Thanks Mom and Dad for sharing the best of both worlds with your children!

Here are the highlights of the article I can't get the scanned copy with the photo to appear but I will add that when posible

Everyone who loves nature is a potential artist, declares Mrs. Emma Tidwell. Who didn’t get around to taking up painting until she was 51. At 60 she began a career in fashioning artificial flowers.

Hard work incidental to raising a family of 12 children kept her from kept her from enjoying artist hobbies when younger, although she has always fashioned decorations for Mormon Church affairs. She has been active there all her life.

She recalls an early interest in artwork and thinks nature is the best teacher. Looking back, she reflects that her first brush with creative ear was at the age of six.

Using wild flowers she could gather at a picnic, she wove a floral wreath with which to crown her best friend queen of the affair.

Lives alone

Mrs. Tidwell, who is quite active for her age, lives alone in her home on Idaho Avenue. She drew the blueprints and is justly proud of the result. The rooms of her home are decorated with her own oil and crayon paintings and one corner of her living room is reserved for displays of her flowers, fashioned into some scene from nature. Her home is alive with various forms of her art. Fine crocheted doilies cover the tables. Curtains are her windows are paper creations that look like lace. Photographs are in frames she has made. And the walls on her home are covered with plain paper on which she has painted the designs.

“My eyesight is failing and I have been forced to give up painting crocheting and sewing. But it does give me more time for making flowers” Mrs. Tidwell said cheerfully as she held up squares of delicately tinted material from which she will make a rosebud. “ I take real flowers apart and then study them for models. Then try to match them as nearly as possible when making my blossoms”.

The artificial flowers she makes are in demand for corsages, and as decorations for banquets and other social affairs. She has exhibited them and won prizes at many fairs. She was awarded a special prize several years ago at the Nampa rose festival when she displayed an exhibit of 12 varieties of roses.

Asked whether the making of flowers was a lucrative business Mrs. Tidwell smiled and replied…”A happy hobby although I do sell some of them I make them more for a hobby than for sale and I have given away hundreds of sprays of flowers for funerals and to hospitals. The happiness I get from making beautiful flowers and duplicating the real ones, the satisfaction cannot be measured in money.”

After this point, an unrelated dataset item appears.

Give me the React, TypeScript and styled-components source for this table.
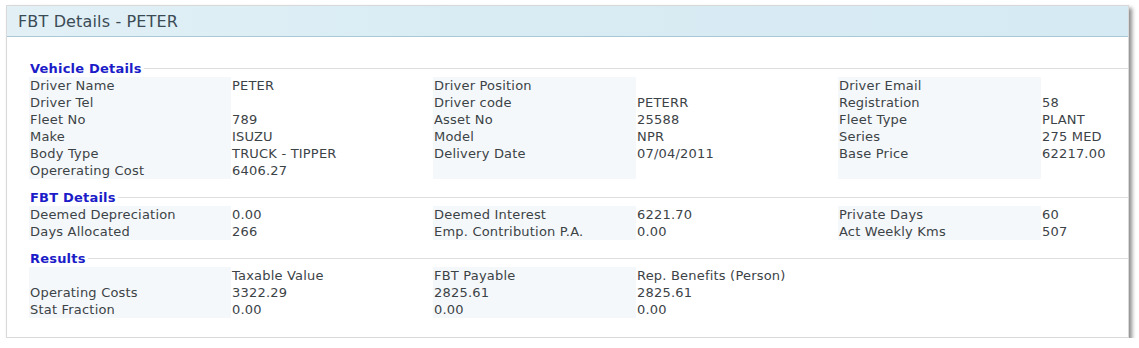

Her painting crochet work knitting and sewing are still shown at fairs in the area.

She always did all the sewing for her family of 12 children and she still makes many of her own clothes

She took a course in millenary and spent several years working in a millenary shop. She has always been a nature lover and collects pictures of scenic views. She has re produced many of those scenes in pastels and oils some of them many times to give the pictures to friends and relatives

In flower creation she has found a happy and profitable career. Something to keep her cheerful interested and interesting. She is an inspiration to those who know and love her.